"Glad to answer Tacitus, the younger Pliny wrote him a letter containing an extensive eyewitness account of all he saw and knew about his father’s death, in around 1,500 words ...
"Pliny’s response peaked Tacitus’s curiosity and questions even more, and he wrote again, asking what the younger Pliny himself did in the days immediately following that tragedy. Pliny again obliged him with an account of that in a following letter. As Pliny says, ‘the letter which you asked me to write on my uncle’s death has made you eager to hear about the terrors and also the hazards I had to face’ afterward. This is the kind of exchange of letters we should expect to have from the earliest Christians ...
"... [One would expect that] The same burning desires exhibited by Tacitus and eagerly satisfied by Pliny would have been multiplied a hundredfold in the two decades of Paul’s mission, given the number of Christians and distant churches there were [supposedly] by then, spanning three continents. For not even one person to have ever exhibited this [same level of] interest in writing, nor for any to have so satisfied it is bizarre ...
"This oddity is all the greater given that there were countless moral and doctrinal disputes arising in these congregations (the very reason Paul wrote such long and detailed letters), which must necessarily have rested on many questions that the actual facts of Jesus’ words, life and death would have addressed, answered or pertained to. Such facts would thus necessarily become points of query, debate and contention.

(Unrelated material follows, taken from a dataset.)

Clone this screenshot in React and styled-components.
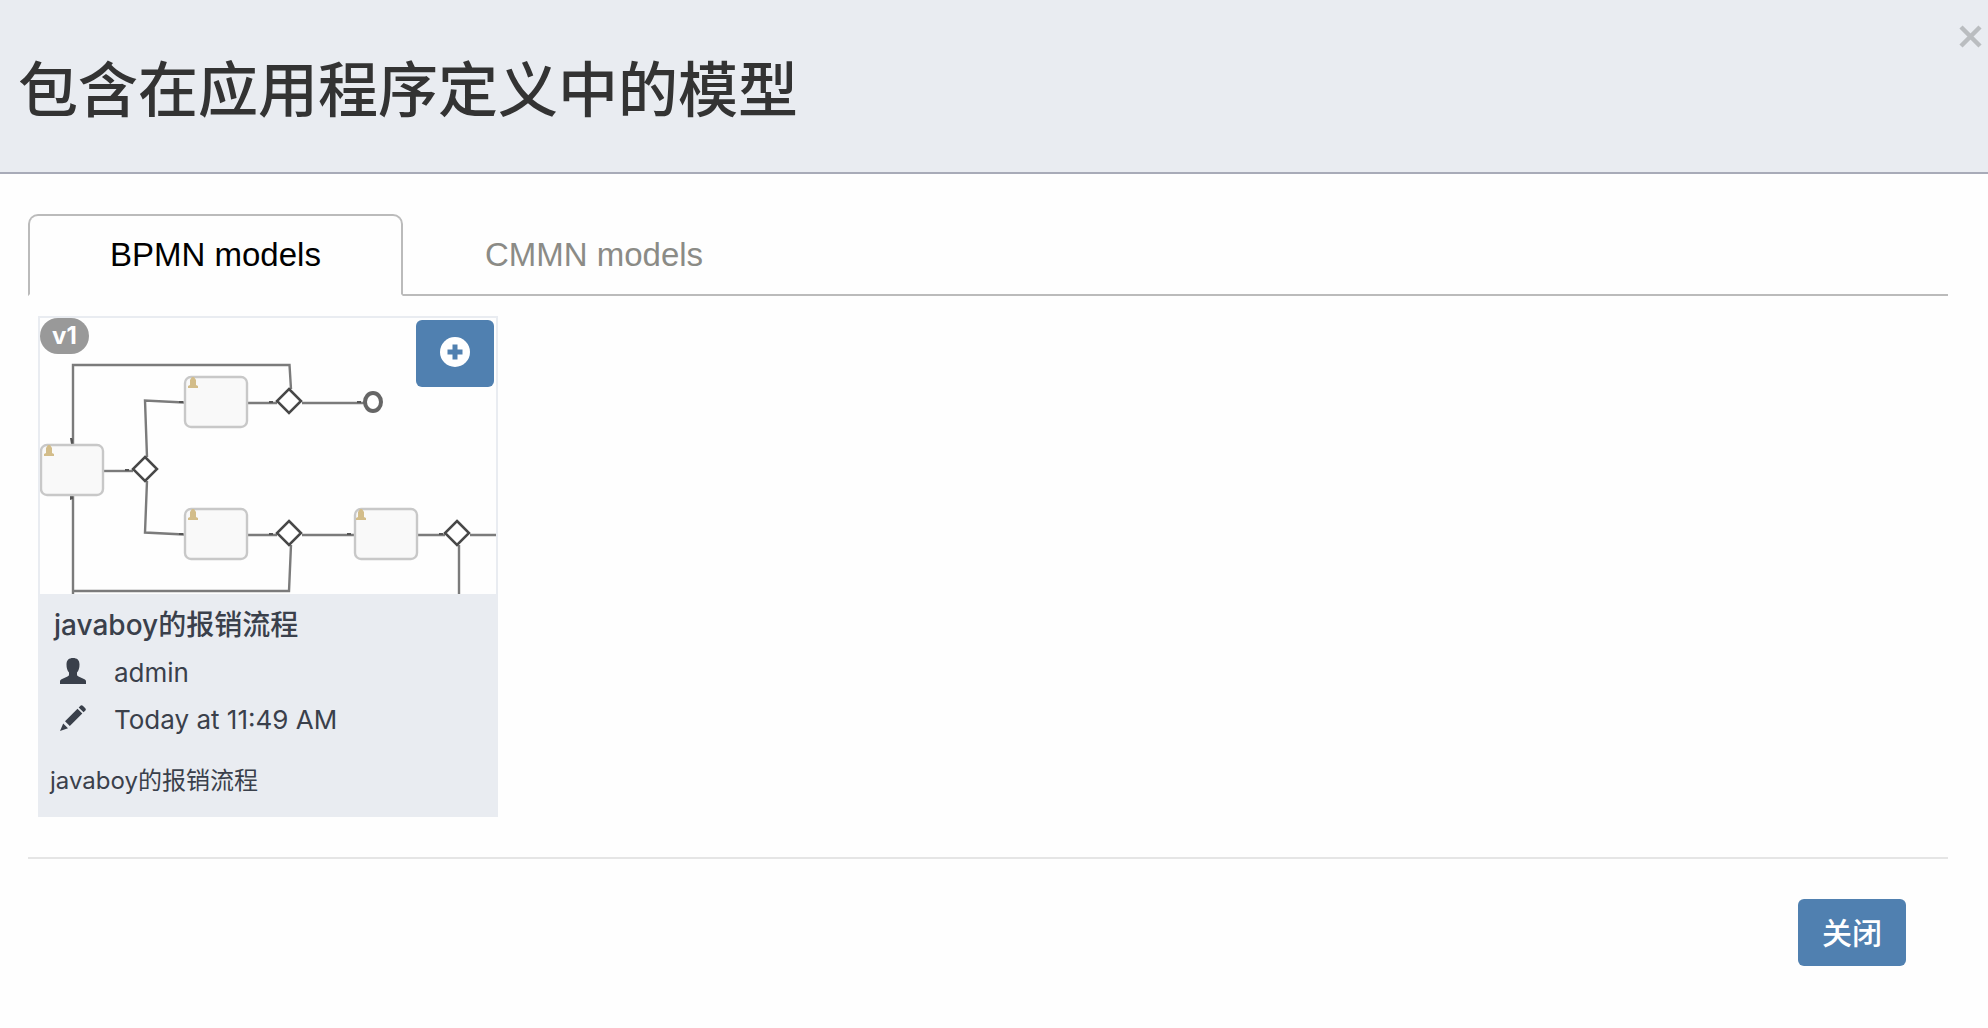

Which in turn would have involved eyewitnesses weighing in, either directly (writing letters themselves), indirectly (by dictating letters through hired scribes, which were abundantly available for just that purpose; there were surely even scribes within Christian congregations willing to volunteer), or by proxy (communicating with educated leaders like Paul, who would then relay what they learned) ...
"... if no Christians were interested in any details of Jesus’ life, then they cannot have transmitted any details of his life, either ... you cannot claim the Christians were simultaneously keen to accurately preserve memories of Jesus and completely uninterested in any memories of Jesus. So the notion that ‘they didn’t care about any of that’ is simply a non-starter ...
" ... so far as we can tell, no letters sent to [Paul] ever asked or tasked him with discussing or mentioning such things. No event in Jesus’ life, no details of Jesus’ life, ever had any relevance to any of the occasional issues he addressed, and no one ever used such events or details in any argument Paul ever had to confront. No one was even curious about such things ...
... It’s also improbable that even casual or incidental mentions of historical facts about Jesus would never arise, not once in twenty thousand words. Like Paul’s happenstance mention of baptizing for the dead (1 Cor. 15.29) or the fear of what angels might do if Christian women don’t cover their hair in church (1 Cor. 11.9-10) or the fact that Christians will one day judge the angels (1 Cor. 6.3). Paul lets slip countless incidental details like these about Christian practice and belief, not because he was required to but simply because that sort of thing can’t really be avoided. You would actually have to try very hard not to ever mention anything in twenty thousand words beyond the bare few facts you need to communicate ...
"... Lüdemann likewise finds modern excuses for this implausible:
- "The argument that [Paul] could assume his readers’ familiarity with these [facts] because he had already passed them on in his missionary preaching [and therefore never had to mention them] is not convincing"."